The dialectic between aphorisms and philosophy reaches its apex in eighteenth-century Germany. As Philippe Lacoue-Labarthe and Jean-Luc Nancy argue in their seminal The Literary Absolute, the production of the self-conscious fragment of the Jena circle is a response to Kant’s relentless system-building (27–58). On one hand, as an Athenaeum Fragment holds, “All individuals are systems at least in embryo and tendency” (§242). On the other, “a dialogue is a chain or garland of fragments” (§77). Hence, “it’s equally fatal for the mind to have a system and to have none. It will simply have to decide to combine the two” (§53).

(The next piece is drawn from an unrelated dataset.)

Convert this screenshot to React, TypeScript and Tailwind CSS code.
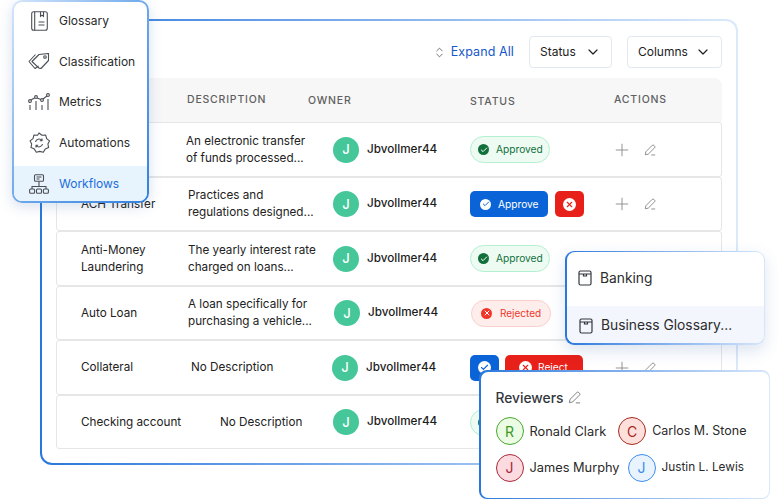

In the struggles against German idealism, Schlegel, Schopenhauer, and Nietzsche all used the microform to grapple with how to do philosophy after Kant. “I mistrust all systematizers and avoid them. The will to a system is a lack of integrity,” Nietzsche declares (Twilight of the Idols, “Maxims and Arrows” §26). “The aphorism, the apothegm, in which I am the first master among Germans, are the forms of eternity. My ambition is to say in ten sentences what everyone else says in a book—what everyone else does not say in a book” (Twilight of the Idols, “Expeditions of an Untimely Man” §51). His aphorisms, then, from the middle-period Human, All Too Human to the late Ecce Homo, become his way of training readers not to subscribe to a particular Nietzschean program but rather to craft their own philosophy of life (chapter 6).

Indeed, at the end of one account of Western philosophy, it is Wittgenstein’s suspicion of philosophy as dogma that causes him to employ the aphoristic form in both his early and late works. While his early Tractatus Logico-Philosophicus follows the logic of propositions, there are also many moments when his remarks are completely unconnected to their surrounding argument. Its last dictum, “Whereof one cannot speak, thereof one must be silent,” is oft repeated. In the posthumous Philosophical Investigations, he writes in the preface, “I have written down all these thoughts as remarks, short paragraphs, of which there is sometimes a fairly long chain about the same subject, while I sometimes make a sudden change, jumping from one topic to another” (viii).12 Meanwhile, Simone Weil’s Gravity and Grace, E. M. Cioran’s Syllogismes de l’amertume (punningly translated by Richard Howard as All Gall Is Divided), and Theodor Adorno’s Minima Moralia are attempts to write petite prose during and after Auschwitz.